By October 14, 2020No Comments

According to a new survey conducted by Morning Consult on behalf of the Online Lenders Alliance, a strong majority (66 percent) of American adults believe that the maximum amount lenders should be allowed to charge for a two-week loan of $100 far exceeds the 36 percent annual rate cap proposed in Congressional legislation and promoted by consumer groups. Furthermore, after learning that more than 90 million Americans are either underbanked or credit-challenged, two-thirds of adults (69 percent) think it is important that underbanked consumers have access to loan products.
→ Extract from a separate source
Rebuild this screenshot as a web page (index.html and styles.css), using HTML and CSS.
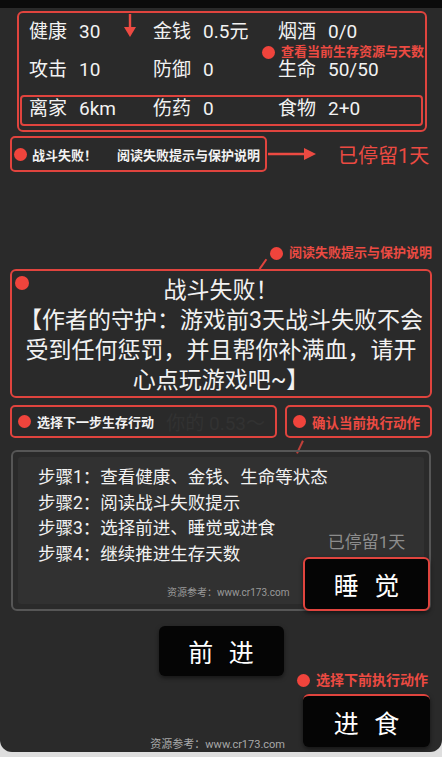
FILE: index.html
```html
<!DOCTYPE html>
<html lang="zh-CN">
<head>
    <meta charset="UTF-8">
    <meta name="viewport" content="width=device-width, initial-scale=1.0">
    <title>生存游戏 - 战斗失败</title>
    <link rel="stylesheet" href="styles.css">
</head>
<body>
    <div class="screen">
        <!-- Status panel -->
        <section class="stats">
            <div class="stat-row">
                <div class="stat"><span class="stat-name">健康</span>30</div>
                <div class="stat"><span class="stat-name">金钱</span>0.5元</div>
                <div class="stat"><span class="stat-name">烟酒</span>0/0</div>
            </div>
            <div class="stat-row stat-row-mid">
                <div class="stat"><span class="stat-name">攻击</span>10</div>
                <div class="stat"><span class="stat-name">防御</span>0</div>
                <div class="stat"><span class="stat-name">生命</span>50/50</div>
            </div>
            <div class="stat-row stat-row-boxed">
                <div class="stat"><span class="stat-name">离家</span>6km</div>
                <div class="stat"><span class="stat-name">伤药</span>0</div>
                <div class="stat"><span class="stat-name">食物</span>2+0</div>
            </div>
            <svg class="down-arrow" width="12" height="24" viewBox="0 0 12 24">
                <line x1="6" y1="0" x2="6" y2="15" stroke="#ec4a42" stroke-width="2.4"/>
                <polygon points="0,13 12,13 6,23" fill="#ec4a42"/>
            </svg>
            <div class="note note-stats"><i class="dot"></i>查看当前生存资源与天数</div>
        </section>

        <!-- Battle result line -->
        <div class="result-row">
            <div class="result-box">
                <i class="dot"></i>
                <span class="result-title">战斗失败！</span>
                <span>阅读失败提示与保护说明</span>
            </div>
            <svg class="right-arrow" width="48" height="12" viewBox="0 0 48 12">
                <line x1="0" y1="6" x2="38" y2="6" stroke="#ec4a42" stroke-width="2.4"/>
                <polygon points="36,0 48,6 36,12" fill="#ec4a42"/>
            </svg>
            <span class="stay-days">已停留1天</span>
        </div>

        <div class="note note-read"><i class="dot"></i>阅读失败提示与保护说明</div>

        <!-- Message -->
        <div class="message">
            <i class="dot dot-big"></i>
            战斗失败！<br>
            【作者的守护：游戏前3天战斗失败不会<br>
            受到任何惩罚，并且帮你补满血，请开<br>
            心点玩游戏吧~】
        </div>

        <!-- Action hints -->
        <div class="action-row">
            <div class="action-box action-next">
                <i class="dot"></i>选择下一步生存行动
                <span class="ghost-text">你的 0.53～</span>
            </div>
            <div class="action-box action-confirm">
                <i class="dot"></i>确认当前执行动作
            </div>
        </div>

        <!-- Steps -->
        <div class="steps-panel">
            <div class="steps-inner">
                <p class="step">步骤1：查看健康、金钱、生命等状态</p>
                <p class="step">步骤2：阅读战斗失败提示</p>
                <p class="step">步骤3：选择前进、睡觉或进食</p>
                <p class="step">步骤4：继续推进生存天数</p>
                <div class="source source-small">资源参考：www.cr173.com</div>
            </div>
            <div class="sleep-corner">
                <span class="stay-gray">已停留1天</span>
                <button class="btn btn-red">睡 觉</button>
            </div>
        </div>

        <button class="btn btn-forward">前 进</button>

        <div class="note note-eat"><i class="dot"></i>选择下前执行动作</div>

        <div class="eat-row">
            <div class="source">资源参考：www.cr173.com</div>
            <button class="btn btn-eat">进 食</button>
        </div>
    </div>
</body>
</html>
```

FILE: styles.css
```css
body {
    margin: 0;
    padding: 0;
    background: #dedede;
    font-family: Roboto, "Noto Sans CJK SC", "Noto Sans", sans-serif;
    color: #f2f2f2;
}

.screen {
    position: relative;
    box-sizing: border-box;
    height: 752px;
    border-top: 8px solid #0b0b0b;
    border-radius: 0 0 12px 12px;
    background: #2a2a2a;
    overflow: hidden;
}

.dot {
    display: inline-block;
    width: 13px;
    height: 13px;
    border-radius: 50%;
    background: #f0443c;
    flex-shrink: 0;
}

/* status panel */
.stats {
    position: relative;
    box-sizing: border-box;
    width: 410px;
    height: 121px;
    margin: 3px 0 0 17px;
    border: 2px solid #e0443e;
    border-radius: 6px;
}

.stat-row {
    display: grid;
    grid-template-columns: 124px 125px 1fr;
    height: 37px;
    padding-left: 10px;
    align-items: center;
    font-size: 19px;
    line-height: 20px;
}

.stat-row-mid {
    height: 39px;
}

.stat-name {
    margin-right: 12px;
}

.stat-row-boxed {
    box-sizing: border-box;
    height: 31px;
    margin: 6px 2px 0 1px;
    padding-left: 7px;
    padding-bottom: 3px;
    border: 2px solid #e0443e;
    border-radius: 4px;
}

.down-arrow {
    position: absolute;
    left: 105px;
    top: 1px;
}

.note {
    display: flex;
    align-items: center;
    gap: 6px;
    font-size: 13px;
    font-weight: 700;
    line-height: 16px;
    color: #ec4a42;
}

.note-stats {
    position: absolute;
    left: 243px;
    top: 31px;
}

/* result line */
.result-row {
    display: flex;
    align-items: center;
    margin: 4px 0 0 10px;
}

.result-box {
    box-sizing: border-box;
    display: flex;
    align-items: center;
    width: 257px;
    height: 36px;
    padding-left: 2px;
    border: 2px solid #e0443e;
    border-radius: 5px;
    font-size: 13px;
    font-weight: 700;
}

.result-box .dot {
    margin-right: 5px;
}

.result-title {
    margin-right: 20px;
}

.right-arrow {
    margin-left: 1px;
}

.stay-days {
    margin-left: 22px;
    font-size: 20px;
    color: #ec4a42;
}

.note-read {
    position: relative;
    justify-content: flex-end;
    margin: 73px 10px 0 0;
}

.note-read::after {
    content: "";
    position: absolute;
    left: 262px;
    top: 13px;
    width: 1.5px;
    height: 12px;
    background: #e0443e;
    transform: rotate(35deg);
}

/* message */
.message {
    position: relative;
    box-sizing: border-box;
    height: 129px;
    margin: 8px 10px 0;
    padding-top: 5px;
    border: 2px solid #e0443e;
    border-radius: 6px;
    text-align: center;
    font-size: 23px;
    line-height: 30px;
}

.dot-big {
    position: absolute;
    left: 3px;
    top: 5px;
    width: 14px;
    height: 14px;
}

/* action hints */
.action-row {
    display: flex;
    gap: 8px;
    height: 33px;
    margin: 7px 10px 0;
}

.action-box {
    position: relative;
    box-sizing: border-box;
    display: flex;
    align-items: center;
    gap: 6px;
    padding-left: 6px;
    border: 2px solid #e0443e;
    border-radius: 5px;
    font-size: 13px;
    font-weight: 700;
}

.action-next {
    width: 267px;
}

.action-confirm {
    flex: 1;
    color: #ec4a42;
    font-size: 13.5px;
}

.action-confirm::after {
    content: "";
    position: absolute;
    left: 12px;
    top: 33px;
    width: 1.5px;
    height: 14px;
    background: #c0403a;
    transform: rotate(25deg);
}

.ghost-text {
    margin-left: auto;
    padding-right: 10px;
    font-size: 19px;
    font-weight: 400;
    color: #323232;
}

/* steps */
.steps-panel {
    position: relative;
    box-sizing: border-box;
    width: 420px;
    height: 161px;
    margin: 12px 0 0 11px;
    padding: 5px;
    border: 2px solid #565656;
    border-radius: 6px;
}

.steps-inner {
    box-sizing: border-box;
    height: 100%;
    padding: 8px 0 0 20px;
    background: #313131;
    border-radius: 3px;
}

.step {
    margin: 0;
    font-size: 17.5px;
    line-height: 25.5px;
}

.source {
    font-size: 11px;
    line-height: 14px;
    color: #a8a8a8;
}

.source-small {
    margin: 19px 0 0 129px;
    font-size: 10px;
    color: #9a9a9a;
}

.sleep-corner {
    position: absolute;
    right: -1px;
    bottom: -2px;
    display: flex;
    flex-direction: column;
    align-items: center;
    gap: 5px;
}

.stay-gray {
    font-size: 17px;
    line-height: 20px;
    color: #8c8c8c;
}

.btn {
    box-sizing: border-box;
    border: none;
    border-radius: 6px;
    background: #050505;
    color: #fff;
    font-family: "Noto Sans CJK SC", sans-serif;
    font-size: 25px;
    letter-spacing: 5px;
    text-indent: 5px;
    box-shadow: 0 2px 4px rgba(0, 0, 0, 0.5);
}

.btn-red {
    width: 127px;
    height: 54px;
    border: 2px solid #e0443e;
}

.btn-forward {
    display: block;
    width: 125px;
    height: 50px;
    margin: 15px auto 0;
}

.note-eat {
    justify-content: flex-end;
    margin: -4px 14px 0 0;
    font-size: 14px;
}

.eat-row {
    display: flex;
    justify-content: flex-end;
    align-items: flex-end;
    margin-top: 6px;
    padding-right: 12px;
}

.eat-row .source {
    margin: 0 18px -5px 0;
}

.btn-eat {
    width: 127px;
    height: 53px;
    border-top: 2px solid #e0443e;
}
```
When asked what is the most the government should allow lenders to charge adults wanting to borrow $100 with a two-week repayment period, 15 percent of adults said $2.00—a 52 percent interest rate when annualized. An additional 15 percent said $5.00 should be the maximum amount allowed (130 percent APR). Sixteen percent of adults said $10.00 should be the maximum amount permitted (261 percent APR).

An additional three percent said $15.00 (391 percent APR), six percent said $20.00 (521 percent APR), two percent said $25.00 (652 percent APR), two percent said $30.00 (782 percent APR), two percent said more than $30.00, and five percent said there should be no limit to what lenders can charge.
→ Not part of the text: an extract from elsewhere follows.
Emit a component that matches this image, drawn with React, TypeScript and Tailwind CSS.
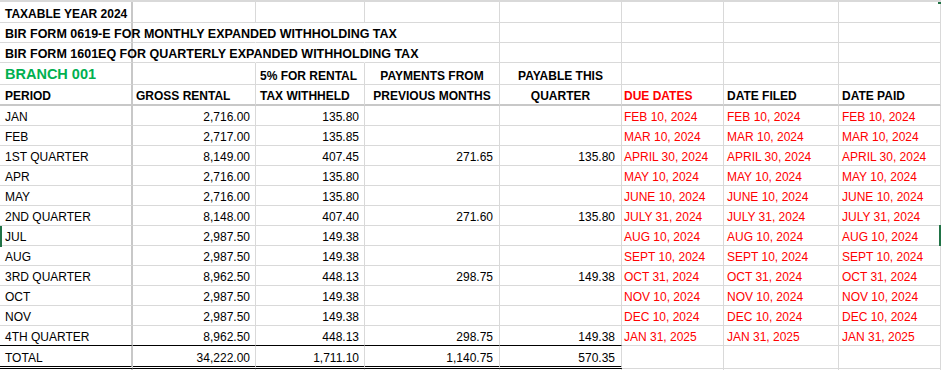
import React from 'react';

type Row = {
  period: string;
  gross: string;
  tax: string;
  prev?: string;
  payable?: string;
  date: string;
};

const ROWS: Row[] = [
  { period: 'JAN', gross: '2,716.00', tax: '135.80', date: 'FEB 10, 2024' },
  { period: 'FEB', gross: '2,717.00', tax: '135.85', date: 'MAR 10, 2024' },
  { period: '1ST QUARTER', gross: '8,149.00', tax: '407.45', prev: '271.65', payable: '135.80', date: 'APRIL 30, 2024' },
  { period: 'APR', gross: '2,716.00', tax: '135.80', date: 'MAY 10, 2024' },
  { period: 'MAY', gross: '2,716.00', tax: '135.80', date: 'JUNE 10, 2024' },
  { period: '2ND QUARTER', gross: '8,148.00', tax: '407.40', prev: '271.60', payable: '135.80', date: 'JULY 31, 2024' },
  { period: 'JUL', gross: '2,987.50', tax: '149.38', date: 'AUG 10, 2024' },
  { period: 'AUG', gross: '2,987.50', tax: '149.38', date: 'SEPT 10, 2024' },
  { period: '3RD QUARTER', gross: '8,962.50', tax: '448.13', prev: '298.75', payable: '149.38', date: 'OCT 31, 2024' },
  { period: 'OCT', gross: '2,987.50', tax: '149.38', date: 'NOV 10, 2024' },
  { period: 'NOV', gross: '2,987.50', tax: '149.38', date: 'DEC 10, 2024' },
  { period: '4TH QUARTER', gross: '8,962.50', tax: '448.13', prev: '298.75', payable: '149.38', date: 'JAN 31, 2025' },
];

const GRID = 'grid grid-cols-[133px_123px_109px_135px_122px_102px_115px_102px]';

// one spreadsheet cell; text sits at the bottom like Excel does
const Cell = ({
  children,
  className = '',
}: {
  children?: React.ReactNode;
  className?: string;
}) => (
  <div
    className={`flex items-end pb-[1px] leading-[14px] whitespace-nowrap border-r border-b border-[#d9d9d9] ${className}`}
  >
    {children}
  </div>
);

// first column carries the frozen pane line
const colA = 'border-r-2 border-r-[#c8c8c8] pl-[5px] overflow-visible';

export default function App() {
  return (
    <div className="relative w-[941px] h-[370px] overflow-hidden bg-white text-[12px] text-black font-['Liberation_Sans',Arial,sans-serif] border-t-2 border-[#d9d9d9]">
      {/* title rows */}
      <div className={`${GRID} h-[21px]`}>
        <Cell className={`${colA} font-bold`}>TAXABLE YEAR 2024</Cell>
        <Cell />
        <Cell />
        <Cell />
        <Cell />
        <Cell />
        <Cell />
        <Cell />
      </div>
      <div className={`${GRID} h-[20px]`}>
        <Cell className={`${colA} font-bold text-[12.5px]`}>BIR FORM 0619-E FOR MONTHLY EXPANDED WITHHOLDING TAX</Cell>
        <Cell className="border-r-transparent" />
        <Cell className="border-r-transparent" />
        <Cell />
        <Cell />
        <Cell />
        <Cell />
        <Cell />
      </div>
      <div className={`${GRID} h-[20px]`}>
        <Cell className={`${colA} font-bold text-[12.5px]`}>BIR FORM 1601EQ FOR QUARTERLY EXPANDED WITHHOLDING TAX</Cell>
        <Cell className="border-r-transparent" />
        <Cell className="border-r-transparent" />
        <Cell />
        <Cell />
        <Cell />
        <Cell />
        <Cell />
      </div>

      {/* column headers */}
      <div className={`${GRID} h-[22px] font-bold`}>
        <Cell className={`${colA} text-[14.5px] leading-[17px] text-[#00b050]`}>BRANCH 001</Cell>
        <Cell />
        <Cell className="pl-[4px]">5% FOR RENTAL</Cell>
        <Cell className="justify-center">PAYMENTS FROM</Cell>
        <Cell className="justify-center">PAYABLE THIS</Cell>
        <Cell />
        <Cell />
        <Cell />
      </div>
      <div className={`${GRID} h-[21px] font-bold`}>
        <Cell className={`${colA} border-b-2 border-b-[#c8c8c8]`}>PERIOD</Cell>
        <Cell className="pl-[3px] border-b-2 border-b-[#c8c8c8]">GROSS RENTAL</Cell>
        <Cell className="pl-[4px] border-b-2 border-b-[#c8c8c8]">TAX WITHHELD</Cell>
        <Cell className="justify-center border-b-2 border-b-[#c8c8c8]">PREVIOUS MONTHS</Cell>
        <Cell className="justify-center border-b-2 border-b-[#c8c8c8]">QUARTER</Cell>
        <Cell className="pl-[2px] text-[#ff0000] border-b-2 border-b-[#c8c8c8]">DUE DATES</Cell>
        <Cell className="pl-[3px] border-b-2 border-b-[#c8c8c8]">DATE FILED</Cell>
        <Cell className="pl-[3px] border-b-2 border-b-[#c8c8c8]">DATE PAID</Cell>
      </div>

      {/* monthly / quarterly rows */}
      {ROWS.map((r, i) => {
        const last = i === ROWS.length - 1 ? 'border-b-black' : '';
        return (
          <div key={r.period} className={`${GRID} h-[20px]`}>
            <Cell className={`${colA} ${last}`}>{r.period}</Cell>
            <Cell className={`justify-end pr-[5px] ${last}`}>{r.gross}</Cell>
            <Cell className={`justify-end pr-[5px] ${last}`}>{r.tax}</Cell>
            <Cell className={`justify-end pr-[6px] ${last}`}>{r.prev}</Cell>
            <Cell className={`justify-end pr-[6px] ${last}`}>{r.payable}</Cell>
            <Cell className="pl-[2px] text-[#ff0000]">{r.date}</Cell>
            <Cell className="pl-[3px] text-[#ff0000]">{r.date}</Cell>
            <Cell className="pl-[3px] text-[#ff0000]">{r.date}</Cell>
          </div>
        );
      })}

      {/* total */}
      <div className={`${GRID} h-[23px]`}>
        <Cell className={`${colA} border-b-[3px] border-double border-b-black`}>TOTAL</Cell>
        <Cell className="justify-end pr-[5px] border-b-[3px] border-double border-b-black">34,222.00</Cell>
        <Cell className="justify-end pr-[5px] border-b-[3px] border-double border-b-black">1,711.10</Cell>
        <Cell className="justify-end pr-[6px] border-b-[3px] border-double border-b-black">1,140.75</Cell>
        <Cell className="justify-end pr-[6px] border-b-[3px] border-double border-b-black">570.35</Cell>
        <Cell />
        <Cell />
        <Cell />
      </div>
      <div className={`${GRID} h-[20px]`}>
        <Cell className={colA} />
        <Cell />
        <Cell />
        <Cell />
        <Cell />
        <Cell />
        <Cell />
        <Cell />
      </div>

      {/* selection markers at the window edges */}
      <div className="absolute left-0 top-[224px] w-[2px] h-[21px] bg-[#217346]" />
      <div className="absolute right-0 top-[223px] w-[2px] h-[21px] bg-[#217346]" />
      <div className="absolute right-0 -top-[2px] w-[3px] h-[4px] bg-[#217346]" />
    </div>
  );
}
“This survey found what those of us who are involved in this industry have known all along: APR is a misleading metric to evaluate the true cost of short-term, small-dollar loans,” said Mary Jackson, Online Lenders Alliance CEO. “These financial products are lifelines to millions of savvy, creditworthy Americans who need credit access but are turned away by banks and other institutions. That’s why more than two-thirds of adults support efforts to provide credit access to underbanked or credit-challenged consumers.”
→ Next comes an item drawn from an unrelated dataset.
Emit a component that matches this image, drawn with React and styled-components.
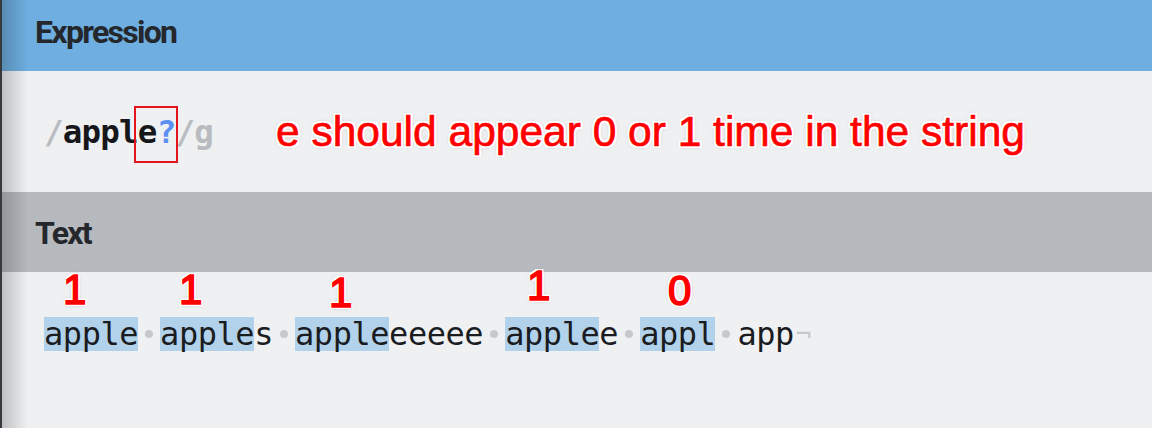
import React from "react";
import styled, { createGlobalStyle } from "styled-components";

const GlobalStyle = createGlobalStyle`
  html, body {
    margin: 0;
    padding: 0;
    background: #eff0f2;
    overflow: hidden;
  }
`;

const halo = `
  0 0 1px #fff,
  2px 0 0 #fff, -2px 0 0 #fff, 0 2px 0 #fff, 0 -2px 0 #fff,
  2px 2px 0 #fff, -2px -2px 0 #fff, 2px -2px 0 #fff, -2px 2px 0 #fff,
  0 0 5px rgba(0, 0, 0, 0.28)
`;

const Page = styled.div`
  position: relative;
  height: 428px;
  background: #eff0f2;
  overflow: hidden;

  &::before {
    content: "";
    position: absolute;
    left: 0;
    top: 0;
    bottom: 0;
    width: 28px;
    z-index: 5;
    pointer-events: none;
    background: linear-gradient(
      to right,
      #36393d 0,
      #36393d 2px,
      rgba(0, 0, 0, 0.2) 2px,
      rgba(0, 0, 0, 0) 28px
    );
  }
`;

const Header = styled.div`
  box-sizing: border-box;
  height: ${(p) => p.$h}px;
  padding: ${(p) => p.$pt}px 0 0 35px;
  background: ${(p) => p.$bg};
  font: 700 32px/1 Roboto, "Liberation Sans", sans-serif;
  letter-spacing: -1.7px;
  color: #24272b;
`;

const ExprBody = styled.div`
  position: relative;
  box-sizing: border-box;
  height: 121px;
  padding: 41px 0 0 44px;
`;

const ExprLine = styled.div`
  font: 700 32.5px/40px "DejaVu Sans Mono", "Liberation Mono", monospace;
  letter-spacing: -0.8px;
  white-space: pre;
  color: #15171a;
`;

const Tok = styled.span`
  color: ${(p) => p.$c || "#15171a"};
`;

const RedBox = styled.div`
  position: absolute;
  left: 134px;
  top: 35px;
  width: 44px;
  height: 57px;
  box-sizing: border-box;
  border: 2px solid #e3141c;
`;

const Note = styled.div`
  position: absolute;
  left: ${(p) => p.$x}px;
  top: ${(p) => p.$y}px;
  font: 400 ${(p) => p.$size}px/1 "Liberation Sans", Arial, sans-serif;
  -webkit-text-stroke: ${(p) => (p.$bold ? 1.6 : 0.7)}px #ff0000;
  color: #ff0000;
  white-space: nowrap;
  text-shadow: ${halo};
  z-index: 2;
`;

const TextBody = styled.div`
  position: relative;
  box-sizing: border-box;
  height: 156px;
  padding: 45px 0 0 44px;
`;

const Line = styled.div`
  display: flex;
  align-items: center;
  height: 34px;
  font: 400 32px/34px "DejaVu Sans Mono", "Liberation Mono", monospace;
  letter-spacing: -0.45px;
  color: #1a1c1f;
  white-space: pre;
`;

const Chunk = styled.span`
  display: inline-block;
  height: 34px;
  background: ${(p) => (p.$match ? "#b2d2eb" : "transparent")};
`;

const Sep = styled.span`
  display: inline-flex;
  align-items: center;
  justify-content: center;
  width: 22px;
  height: 34px;

  &::after {
    content: "";
    width: 8px;
    height: 8px;
    border-radius: 50%;
    background: #c6c9cc;
  }
`;

const Eol = styled.span`
  color: #c6c9cc;
  font-size: 26px;
  margin-left: 2px;
`;

const words = [
  ["apple", ""],
  ["apple", "s"],
  ["apple", "eeeee"],
  ["apple", "e"],
  ["appl", ""],
  ["", "app"],
];

const counts = [
  { n: "1", x: 63, y: -3 },
  { n: "1", x: 179, y: -3 },
  { n: "1", x: 329, y: 0 },
  { n: "1", x: 527, y: -7 },
  { n: "0", x: 668, y: -2 },
];

export default function App() {
  return (
    <Page>
      <GlobalStyle />
      <Header $h={71} $pt={16} $bg="#6eaee0">
        Expression
      </Header>
      <ExprBody>
        <ExprLine>
          <Tok $c="#b8bcc0">/</Tok>
          <Tok>apple</Tok>
          <Tok $c="#5b8ff2">?</Tok>
          <Tok $c="#b8bcc0">/g</Tok>
        </ExprLine>
        <RedBox />
        <Note $x={276} $y={40} $size={42.5}>
          e should appear 0 or 1 time in the string
        </Note>
      </ExprBody>
      <Header $h={80} $pt={25} $bg="#b6babe">
        Text
      </Header>
      <TextBody>
        <Line>
          {words.map(([hit, rest], i) => (
            <React.Fragment key={i}>
              {i > 0 && <Sep />}
              {hit && <Chunk $match>{hit}</Chunk>}
              {rest && <Chunk>{rest}</Chunk>}
            </React.Fragment>
          ))}
          <Eol>¬</Eol>
        </Line>
        {counts.map((c, i) => (
          <Note key={i} $x={c.x} $y={c.y} $size={42} $bold>
            {c.n}
          </Note>
        ))}
      </TextBody>
    </Page>
  );
}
“Furthermore, this survey shows that most Americans understand that a 36 percent rate cap will cut off access for financially underserved Americans by making it impossible for lenders to even cover their compliance costs when offering these forms of credit,” Jackson continued. “And more than half of consumers support lenders taking into consideration borrowers’ credit history when determining loan pricing.”

In order to fall under the 36 percent APR cap proposed in some Congressional legislation, lenders offering a two-week loan of $100 would only be able to charge $1.38 in fees and interest.

In addition to this survey of consumers, a recent study by Federal Reserve economists found that “with fixed costs being large relative to loan amount, smaller loans require higher interest rates than larger loans.” That same study also found that interest rate caps “have often restricted availability of credit.”

Other findings from the Morning Consult survey include:

  • When looking for a loan or cash advance, online non-bank lenders are the fifth most popular option behind banks (both brick-and-mortar and online only), check cashing stores, or withdrawing from retirement accounts.
  • Consumers who have obtained a loan or cash within the most recent 12 months are more likely to support higher limits on what the government should be allowed to charge.
  • The use of non-bank lending services rises as credit score tiers decrease (i.e. two percent of consumers with excellent credit have used an online non-bank lender within the last 12 months while nine percent of consumers with poor credit have).
  • Americans strongly support expanding credit access for unbanked or underbanked consumers and strongly support lenders basing loan pricing on a consumer’s credit history.

The poll was conducted between June 29 and July 10, 2020 among a national sample of 10,999 adults. Interviews were conducted online and the data were weighted to approximate a target sample of adults based on age, educational attainment, gender, race, and region. Results from the full survey have a margin of error of plus or minus 1 percentage points.